In Denver, the first part of this equation has worked: charters include several of the highest-ranked schools in Denver according to DPS’s own School Performance Framework (SPF), including the only two non-elementary schools on the DPS “Distinguished” list. In fact, the only non-elementary schools with open enrollment to exceed DPS standards on either growth or status were charter schools. That is impressive.

However the last part of the equation — closing charter schools that are doing poorly — has been a dismal failure.  DPS has never closed a charter, and in fact has only recommended one charter for closure (a decision overturned by the State Board of Education).  The nadir of this cynical practice was the decision to keep CCI (now Amandla) open.  If you can’t close a school that has already been put on probation, has the worst SPF academic performance of any high school in DPS, has financial improprieties authorized by the head of school, and where a senior administrator is arrested in a nearby alley for buying crack, who can you close?

Without closing bad schools, the full promise of charter schools will never be fully realized — there will simply be a different method to educational failure. Closing bad charters is a key component to overall charter success.

The failure here is twofold: there is a lack of political will from the school board to displace any existing students (no matter how bad the environment), and there is no mechanism for effective closure. Charter schools are generally reviewed at the end of the contract  (or on a repeated and meaningless annual probation) at which point the school board faces a binary decision to shut the entire school or keep it open, with no other option. But if one changes the mechanism for closing bad charter schools, one reduces the need to miraculously grow political backbone. This can happen by simply modifying the basic charter contract.

Currently, there are virtually no consequences for charter schools who are not meeting basic levels of academic or financial performance (nor are there for district schools, but that is a different issue).  DPS should change their charter contracts to have automatic provisions that are triggered as a result of missing benchmarks on either the SPF or basic financial reporting. Here are two ideas:

1. Enrollment. Particularly for missing minimal academic standards, a charter school’s allowed enrollment should automatically decline and eventually be stopped altogether. Performing at the lowest level of the SPF (“Accredited on Probation”) for one year receives probation; a second straight year and enrollment for incoming grades is reduced by 50%, with no additional students allowed in additional grades.  If performance does not improve in the third year, new enrollment is stopped entirely, and eventually enrollment simply declines to zero students (as DPS is doing at district schools Kunsmiller and Rishel). There is no vote or politicking, and no displaced students — if there are exceptional circumstances, the charter can make its case before the school board, but the default position is that if a dchool does a bad job, they then do so with progressively less students.
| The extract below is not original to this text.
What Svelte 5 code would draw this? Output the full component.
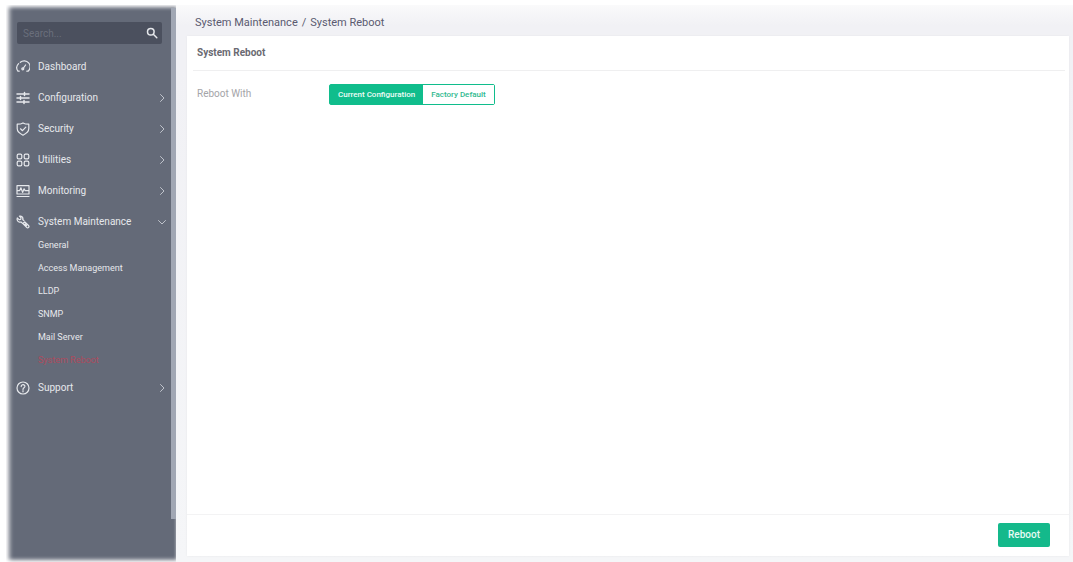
<script>
  const menu = [
    { label: 'Dashboard', icon: 'gauge' },
    { label: 'Configuration', icon: 'sliders', more: true },
    { label: 'Security', icon: 'shield', more: true },
    { label: 'Utilities', icon: 'grid', more: true },
    { label: 'Monitoring', icon: 'monitor', more: true },
    {
      label: 'System Maintenance', icon: 'wrench', more: true, open: true,
      children: ['General', 'Access Management', 'LLDP', 'SNMP', 'Mail Server', 'System Reboot']
    },
    { label: 'Support', icon: 'help', more: true }
  ];
  const modes = ['Current Configuration', 'Factory Default'];
  let mode = $state(modes[0]);
  let query = $state('');
</script>

{#snippet icon(name)}
  <svg class="icon" viewBox="0 0 14 14" aria-hidden="true">
    {#if name === 'gauge'}
      <path d="M3.200 11.200H1.900A5.900 5.900 0 0 1 2.600 3.600M4.300 2.300A5.900 5.900 0 0 1 12.100 11.200H10.800M7 8.600 9.600 5" />
      <circle cx="6.800" cy="8.800" r="1" />
    {:else if name === 'sliders'}
      <path d="M1 3h12M1 7h12M1 11h12M8.500 1.600v2.800M4.500 5.600v2.800M8 9.600v2.800" stroke-width="1.500" />
    {:else if name === 'shield'}
      <path d="M7 .9C5.300 2 3.500 2.200 1.200 2.200v4.400c0 3 2.800 5.200 5.800 6.600 3-1.400 5.800-3.600 5.800-6.600V2.200C10.500 2.200 8.700 2 7 .9ZM4.500 6.800l2 1.900 3.300-3.600" />
    {:else if name === 'grid'}
      <rect x="1.200" y="1.200" width="4.600" height="4.600" rx="1.300" />
      <rect x="8.200" y="1.200" width="4.600" height="4.600" rx="1.300" />
      <rect x="1.200" y="8.200" width="4.600" height="4.600" rx="1.300" />
      <rect x="8.200" y="8.200" width="4.600" height="4.600" rx="1.300" />
    {:else if name === 'monitor'}
      <path d="M1 1.700h12v8.300H1zM1 12.500h12M1.500 6.600h2.200l1.200-2.800 1.700 4.600 1.500-3.600 1 1.800h3.400" />
    {:else if name === 'wrench'}
      <path d="M3.400 1.200 5 2.800 4.700 4.300 3.100 4.600 1.300 3C.7 4.600 1.400 6.400 3 7c.8.300 1.500.2 2.100 0l1.400 1.400M7.900 5.600 6.800 4.800C7.200 3.200 6.400 1.600 4.900 1.100 4.400.9 3.900 1 3.400 1.200" />
      <path d="m8.600 6.800 3.900 3.700c.6.600.6 1.300.1 1.900s-1.400.6-2 0L6.900 8.500ZM9 9l1.500 1.500" />
    {:else}
      <circle cx="7" cy="7" r="6" />
      <path d="M5.200 5.600c0-2.600 3.900-2.400 3.700-.1C8.800 6.800 7 6.800 7 8.400M7 9.700v1.100" />
    {/if}
  </svg>
{/snippet}

<div class="shell">
  <aside>
    <form class="search" role="search" onsubmit={(e) => e.preventDefault()}>
      <input type="text" aria-label="Search" placeholder="Search..." bind:value={query} />
      <button type="submit" aria-label="Search">
        <svg viewBox="0 0 12 12" aria-hidden="true"><circle cx="4.800" cy="4.800" r="3.300" /><path d="m7.300 7.300 3.500 3.500" /></svg>
      </button>
    </form>
    <nav aria-label="Main">
      <ul>
        {#each menu as item}
          <li>
            <a class="entry" href={'#' + item.icon}>
              {@render icon(item.icon)}
              <span>{item.label}</span>
              {#if item.more}
                <svg class="chevron" class:open={item.open} viewBox="0 0 8 8" aria-hidden="true"><path d="m2.500.5 3.500 3.500-3.500 3.500" /></svg>
              {/if}
            </a>
            {#if item.children}
              <ul class="children">
                {#each item.children as child}
                  <li><a class="child" class:current={child === 'System Reboot'} href={'#' + child.replaceAll(' ', '-')}>{child}</a></li>
                {/each}
              </ul>
            {/if}
          </li>
        {/each}
      </ul>
    </nav>
    <div class="thumb"></div>
  </aside>

  <main>
    <div class="crumbs"><a href="#wrench">System Maintenance</a><span>/</span><span>System Reboot</span></div>
    <section>
      <h1>System Reboot</h1>
      <div class="field">
        <span id="mode-label">Reboot With</span>
        <div class="modes" role="group" aria-labelledby="mode-label">
          {#each modes as m}
            <button type="button" class:active={mode === m} aria-pressed={mode === m} onclick={() => (mode = m)}>{m}</button>
          {/each}
        </div>
      </div>
      <footer><button type="button" class="reboot">Reboot</button></footer>
    </section>
  </main>
</div>

<style>
  :global(body) { margin: 0; background: #fff; }
  .shell {
    box-sizing: border-box;
    min-height: 100vh;
    padding: 5px 0 0 6px;
    display: flex;
    font-family: Roboto, "Liberation Sans", sans-serif;
    font-size: 10px;
  }
  a { color: inherit; text-decoration: none; }
  ul { list-style: none; margin: 0; padding: 0; }
  button, input { font: inherit; }
  svg { fill: none; stroke: currentColor; stroke-linecap: round; stroke-linejoin: round; }
  aside {
    position: relative;
    flex: none;
    box-sizing: border-box;
    width: 170px;
    padding: 17px 8px 0 10px;
    background: #646a78;
    color: #e6e8ec;
    box-shadow: inset 5px 0 5px -2px #fff, inset 0 4px 4px -2px #fff, inset 0 -4px 4px -2px #fff;
  }
  .thumb {
    position: absolute;
    top: 3px;
    right: 0;
    bottom: 43px;
    width: 5px;
    background: #a1a7b4;
  }
  .search {
    display: flex;
    align-items: center;
    height: 22px;
    margin: 0 6px 7px 1px;
    border-radius: 2px;
    background: #4b505e;
  }
  .search input {
    flex: 1;
    min-width: 0;
    padding: 0 6px;
    border: 0;
    outline: 0;
    background: none;
    color: #e6e8ec;
  }
  .search input::placeholder { color: #6a6f7c; opacity: 1; }
  .search button {
    display: flex;
    padding: 0 4px;
    border: 0;
    background: none;
    color: #e6e8ec;
  }
  .search svg { width: 12px; height: 12px; stroke-width: 1.5; }
  .entry {
    display: flex;
    align-items: center;
    gap: 8px;
    height: 31px;
  }
  .entry span { flex: 1; }
  .icon { width: 14px; height: 14px; stroke-width: 1.2; }
  .chevron { width: 8px; height: 8px; margin-right: 2px; color: #bfc3cb; }
  .chevron.open { transform: rotate(90deg); }
  .children { margin-top: -3px; }
  .child {
    display: block;
    padding-left: 22px;
    font-size: 9px;
    line-height: 23px;
  }
  .child.current { color: #ad4a5e; }
  main {
    flex: 1;
    min-width: 0;
    display: flex;
    flex-direction: column;
    padding: 0 4px 6px 11px;
    background: linear-gradient(#fafafb, #f1f1f5 20px, #f1f1f5 60px, #f5f6f8);
  }
  .crumbs {
    display: flex;
    gap: 4px;
    padding: 0 8px;
    color: #5a5a70;
    font-size: 11px;
    line-height: 36px;
    height: 31px;
  }
  section {
    flex: 1;
    display: flex;
    flex-direction: column;
    background: #fff;
    box-shadow: 0 0 2px #e6e6ea;
  }
  h1 {
    margin: 0 4px 0 6px;
    padding: 0 4px;
    border-bottom: 1px solid #efeff0;
    color: #6a6a72;
    font-size: 10px;
    font-weight: 700;
    line-height: 34px;
  }
  .field {
    flex: 1;
    display: flex;
    align-items: flex-start;
    padding: 13px 10px;
    color: #a4a4a8;
    line-height: 20px;
  }
  .field > span { width: 132px; }
  .modes {
    display: flex;
    border: 1px solid #10bd8c;
    border-radius: 2px;
  }
  .modes button {
    padding: 0 8px;
    border: 0;
    background: #fff;
    color: #30b98f;
    font-size: 8px;
    font-weight: 500;
    line-height: 19px;
  }
  .modes button.active { background: #10bd8c; color: #effcf7; }
  footer {
    display: flex;
    justify-content: flex-end;
    padding: 8px 19px 9px;
    border-top: 1px solid #f3f3f4;
  }
  .reboot {
    padding: 0 10px;
    border: 0;
    border-radius: 2px;
    background: #14b98b;
    color: #e6fbf4;
    font-weight: 500;
    line-height: 24px;
  }
</style>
Cutting enrollment would also result in a school able to focus on a smaller base of kids (hopefully increasing their academic performance).  Presumably, the least-effective teachers would be dismissed, additional attention would be paid to improvement, and the smaller school would have a chance to get better. It serves as a small step toward the harsher penalty of termination without displacing any students.

This proposal would also intentionally create some financial pressure: a school would see its PPOR reduced by roughly 12-15% on the initial enrollment cut, and then continue to decline over time.  Faced with consistently poor performance and declining funds, some schools that are unable to improve might even see the writing on the wall and close themselves.

2. Governance. One of the clear lessons on CCI was the lack of a governing board with oversight of the head of school. So another option for a charter school that misses annual academic or financial milestones would be to have its voting Board of Trustees reduced while DPS appoints member(s).  The appointed member(s) would address a specific problem: financial, educational or management.  For example, a charter could maintain a Board of 10 people, but on the second year of academic probation, 7 would have observation rights and only three would have voting rights.  Of the three voting positions the DPS member would take one slot.  Upon missing a second year, DPS would appoint a second voting member, which would give outside representation a voting majority.

Denver’s citizens are increasingly involved in DPS (various committees, groups and volunteers), and many might relish the chance to become more directly involved.  I think it is highly unlikely this would be applied to more than 1-2 schools a year, requiring a very small amount of personnel time.  This approach is similar to situations where there is a “minority” investor who is content to sit quietly when things are going well, but is given additional authority and control when things go badly.

Those are two ideas; there could easily be more.  DPS has vastly improved it’s initial chartering process, but the review and continuance of poor charters in a system that is designed to eliminate poor performers is even more of a disgrace than the continuance of poor district schools that have not contractually traded freedom for accountability.  DPS should either change the basic charter contract or form a committee to further examine ways to do so.

The debate and process for allowing charters to open has evolved greatly in the past few years; it is time for the debate and process on Closing charters to catch up, and fast.